**Direction**
Check each line for the word "React" and report how many have it. Give nothing else.

**Records**
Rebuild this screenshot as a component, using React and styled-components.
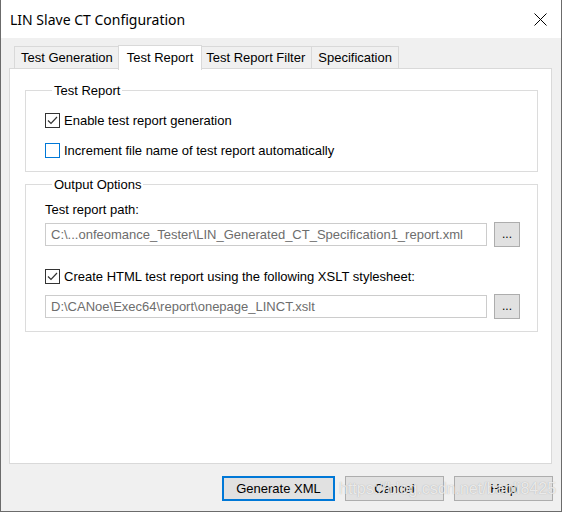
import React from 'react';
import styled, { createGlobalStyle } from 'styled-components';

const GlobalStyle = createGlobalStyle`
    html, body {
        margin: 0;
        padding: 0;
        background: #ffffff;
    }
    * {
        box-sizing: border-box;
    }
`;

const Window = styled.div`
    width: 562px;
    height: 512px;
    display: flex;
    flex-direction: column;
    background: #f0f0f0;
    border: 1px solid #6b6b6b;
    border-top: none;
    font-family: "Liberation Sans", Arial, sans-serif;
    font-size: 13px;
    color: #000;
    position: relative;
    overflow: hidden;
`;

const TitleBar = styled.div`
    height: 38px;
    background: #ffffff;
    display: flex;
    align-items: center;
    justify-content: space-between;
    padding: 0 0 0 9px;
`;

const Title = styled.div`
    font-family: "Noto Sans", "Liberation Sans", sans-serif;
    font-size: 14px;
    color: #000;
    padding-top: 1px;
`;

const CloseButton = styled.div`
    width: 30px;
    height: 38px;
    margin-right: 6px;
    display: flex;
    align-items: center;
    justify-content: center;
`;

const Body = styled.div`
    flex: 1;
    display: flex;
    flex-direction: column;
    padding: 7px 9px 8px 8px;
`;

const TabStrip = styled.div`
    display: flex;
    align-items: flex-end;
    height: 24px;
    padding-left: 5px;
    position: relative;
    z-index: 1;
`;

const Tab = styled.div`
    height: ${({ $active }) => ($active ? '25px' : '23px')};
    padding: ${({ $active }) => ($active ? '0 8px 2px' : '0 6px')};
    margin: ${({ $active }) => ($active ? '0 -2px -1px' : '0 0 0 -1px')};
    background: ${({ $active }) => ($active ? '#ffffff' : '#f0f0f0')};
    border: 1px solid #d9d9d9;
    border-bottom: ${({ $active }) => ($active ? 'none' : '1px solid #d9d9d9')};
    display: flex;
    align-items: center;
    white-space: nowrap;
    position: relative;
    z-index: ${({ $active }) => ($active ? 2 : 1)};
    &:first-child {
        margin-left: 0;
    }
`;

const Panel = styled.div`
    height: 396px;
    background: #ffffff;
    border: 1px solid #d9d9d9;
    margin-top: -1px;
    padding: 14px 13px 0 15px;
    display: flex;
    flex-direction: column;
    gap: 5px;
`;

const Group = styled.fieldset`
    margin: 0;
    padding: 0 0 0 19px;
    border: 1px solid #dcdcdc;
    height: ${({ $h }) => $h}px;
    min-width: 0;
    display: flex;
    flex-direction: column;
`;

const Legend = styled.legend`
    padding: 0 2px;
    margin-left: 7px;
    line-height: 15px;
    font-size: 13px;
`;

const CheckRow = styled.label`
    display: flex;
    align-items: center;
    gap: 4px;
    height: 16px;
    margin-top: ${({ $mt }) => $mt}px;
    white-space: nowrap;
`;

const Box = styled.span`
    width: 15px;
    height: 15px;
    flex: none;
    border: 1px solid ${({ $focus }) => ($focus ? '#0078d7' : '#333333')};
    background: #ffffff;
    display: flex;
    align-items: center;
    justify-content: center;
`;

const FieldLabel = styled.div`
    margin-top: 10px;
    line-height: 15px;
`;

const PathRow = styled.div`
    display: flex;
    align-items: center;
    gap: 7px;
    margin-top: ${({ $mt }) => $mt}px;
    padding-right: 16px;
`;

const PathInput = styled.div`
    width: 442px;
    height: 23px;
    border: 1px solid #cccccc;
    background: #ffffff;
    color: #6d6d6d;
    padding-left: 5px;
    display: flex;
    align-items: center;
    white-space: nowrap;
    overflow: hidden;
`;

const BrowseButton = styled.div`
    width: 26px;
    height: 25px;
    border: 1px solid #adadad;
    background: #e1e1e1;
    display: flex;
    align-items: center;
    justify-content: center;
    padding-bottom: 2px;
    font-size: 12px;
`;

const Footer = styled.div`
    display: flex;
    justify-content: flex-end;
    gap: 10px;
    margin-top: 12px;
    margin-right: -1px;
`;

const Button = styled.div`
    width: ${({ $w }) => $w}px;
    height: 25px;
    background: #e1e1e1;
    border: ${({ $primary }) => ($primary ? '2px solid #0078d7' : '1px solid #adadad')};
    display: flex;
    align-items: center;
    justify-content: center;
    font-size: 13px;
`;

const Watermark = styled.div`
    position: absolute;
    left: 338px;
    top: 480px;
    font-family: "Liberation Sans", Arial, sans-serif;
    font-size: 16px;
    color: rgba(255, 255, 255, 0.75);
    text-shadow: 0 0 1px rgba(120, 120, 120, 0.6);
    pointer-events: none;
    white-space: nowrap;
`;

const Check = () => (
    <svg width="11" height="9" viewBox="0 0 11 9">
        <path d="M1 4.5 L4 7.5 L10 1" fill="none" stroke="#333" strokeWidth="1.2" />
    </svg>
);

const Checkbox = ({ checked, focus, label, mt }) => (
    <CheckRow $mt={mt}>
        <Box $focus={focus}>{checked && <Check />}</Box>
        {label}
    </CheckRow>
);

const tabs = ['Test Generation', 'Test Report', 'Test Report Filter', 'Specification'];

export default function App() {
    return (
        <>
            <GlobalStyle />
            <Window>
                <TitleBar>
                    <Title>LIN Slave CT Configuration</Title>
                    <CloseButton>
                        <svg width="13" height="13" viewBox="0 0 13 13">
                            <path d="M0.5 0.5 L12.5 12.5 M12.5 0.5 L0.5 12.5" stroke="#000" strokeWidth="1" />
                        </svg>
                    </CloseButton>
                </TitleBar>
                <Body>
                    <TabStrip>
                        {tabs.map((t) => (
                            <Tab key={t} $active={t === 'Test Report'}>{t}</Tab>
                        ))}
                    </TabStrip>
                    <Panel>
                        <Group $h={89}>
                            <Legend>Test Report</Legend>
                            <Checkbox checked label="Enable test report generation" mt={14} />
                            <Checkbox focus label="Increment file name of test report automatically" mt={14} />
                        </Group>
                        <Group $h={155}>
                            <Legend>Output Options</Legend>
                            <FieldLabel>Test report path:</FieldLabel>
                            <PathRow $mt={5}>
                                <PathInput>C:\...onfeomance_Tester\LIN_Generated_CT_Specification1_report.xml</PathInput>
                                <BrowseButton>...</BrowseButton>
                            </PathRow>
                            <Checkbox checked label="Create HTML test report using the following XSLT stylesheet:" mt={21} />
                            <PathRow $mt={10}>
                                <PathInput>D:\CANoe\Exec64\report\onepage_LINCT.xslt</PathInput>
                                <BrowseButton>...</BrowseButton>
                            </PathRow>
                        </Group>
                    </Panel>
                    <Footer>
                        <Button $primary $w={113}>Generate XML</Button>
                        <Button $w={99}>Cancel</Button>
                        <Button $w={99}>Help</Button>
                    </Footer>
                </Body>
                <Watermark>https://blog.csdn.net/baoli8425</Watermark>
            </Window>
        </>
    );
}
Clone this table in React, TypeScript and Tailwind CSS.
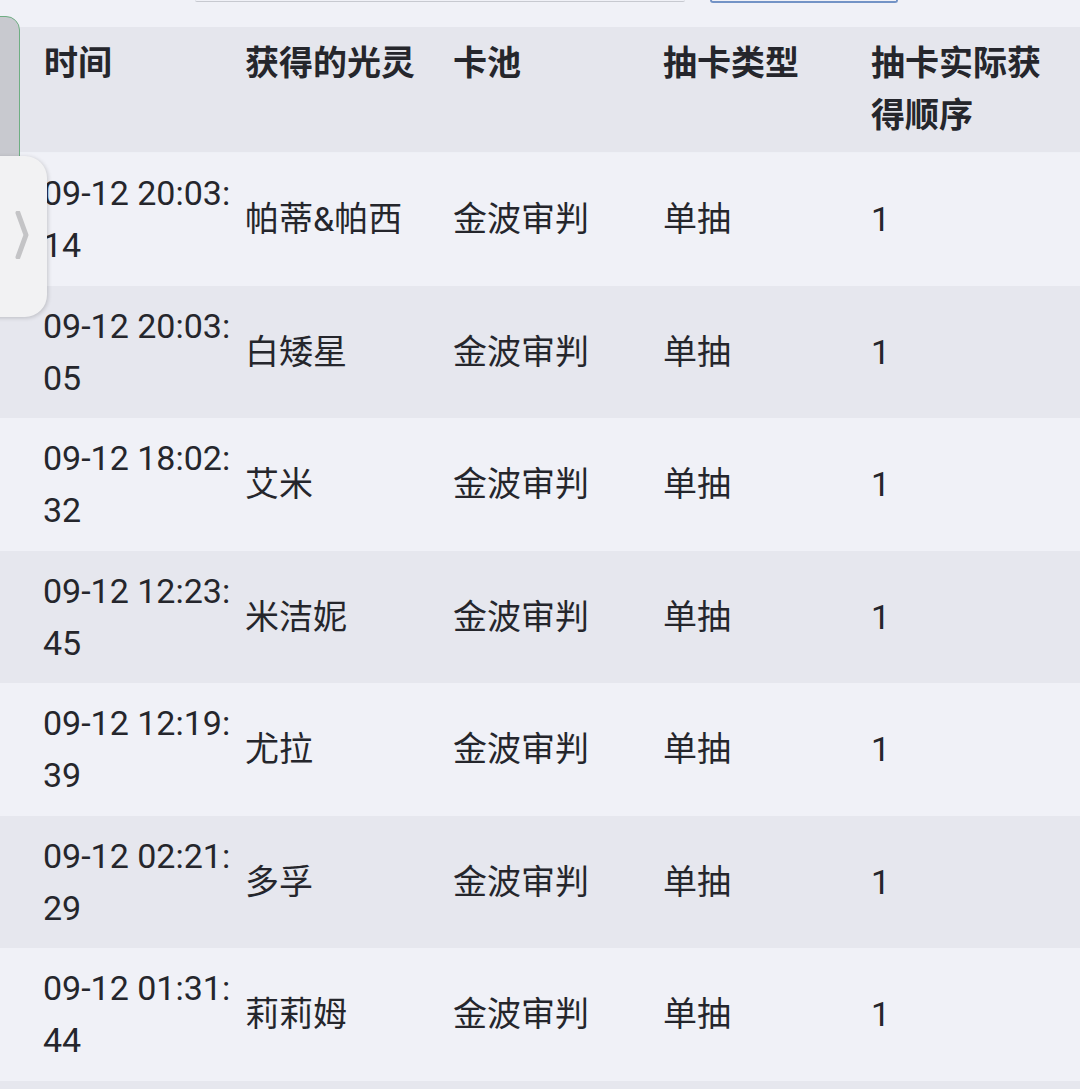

**Answer below**
3